Five wounded in Israeli strikes targeting sites near Damascus: monitor
Israeli air strikes hit the Damascus region overnight Sunday, the Syrian defense ministry said, with a war monitor reporting five wounded in attacks on air defense sites that host Hezbollah fighters.
“At around 11:45 p.m. (2045 GMT), the Israeli enemy carried out an aerial attack,” the defense ministry said.
It targeted “certain positions in the vicinity of Damascus,” but anti-aircraft defenses came into action and brought down several missiles, according to the ministry.
It reported material damage but no casualties.
An AFP reporter in the Syrian capital heard explosions shortly before midnight local time (2100 GMT).
The Syrian Observatory for Human Rights said government air defense sites near Damascus where fighters from the Iran-backed Hezbollah group are present were targeted.

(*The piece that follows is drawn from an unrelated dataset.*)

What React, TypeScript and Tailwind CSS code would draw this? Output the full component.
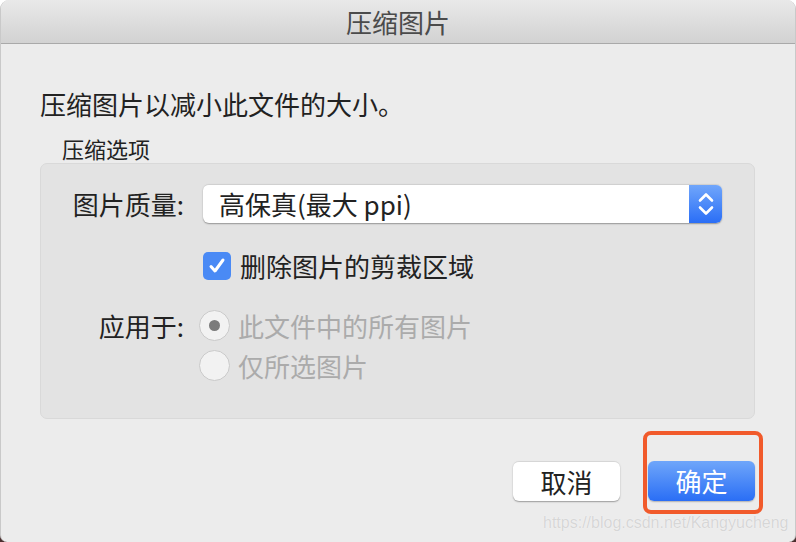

One site north of the capital was around 10 kilometers (six miles) from the Lebanese border, it said, reporting five wounded.
Another site between the airport and the Sayyida Zeinab area southeast of the capital where Iran-backed forces are present was also targeted, added the Britain-based war-monitor, which has a vast network of sources on the ground in Syria.
In late March, Israel carried out two rounds of air strikes near Damascus in less than 24 hours.
In early April, further strikes targeted points in the country’s south and in the vicinity of Damascus, state media and the Observatory reported.
Israeli air strikes on Syria’s Aleppo airport area in the country’s north early this month left nine dead, the Observatory said, citing a revised toll for that incident which put the facility out of service.
Since the start of the war in Syria in 2011, Israel has carried out hundreds of air strikes against regime positions as well as Iranian and Lebanese Hezbollah forces, allies of Damascus and arch-foes of Israel.
Israel rarely comments on the strikes on a case-by-case basis, but says it seeks to prevent Iran from establishing a foothold on its doorstep.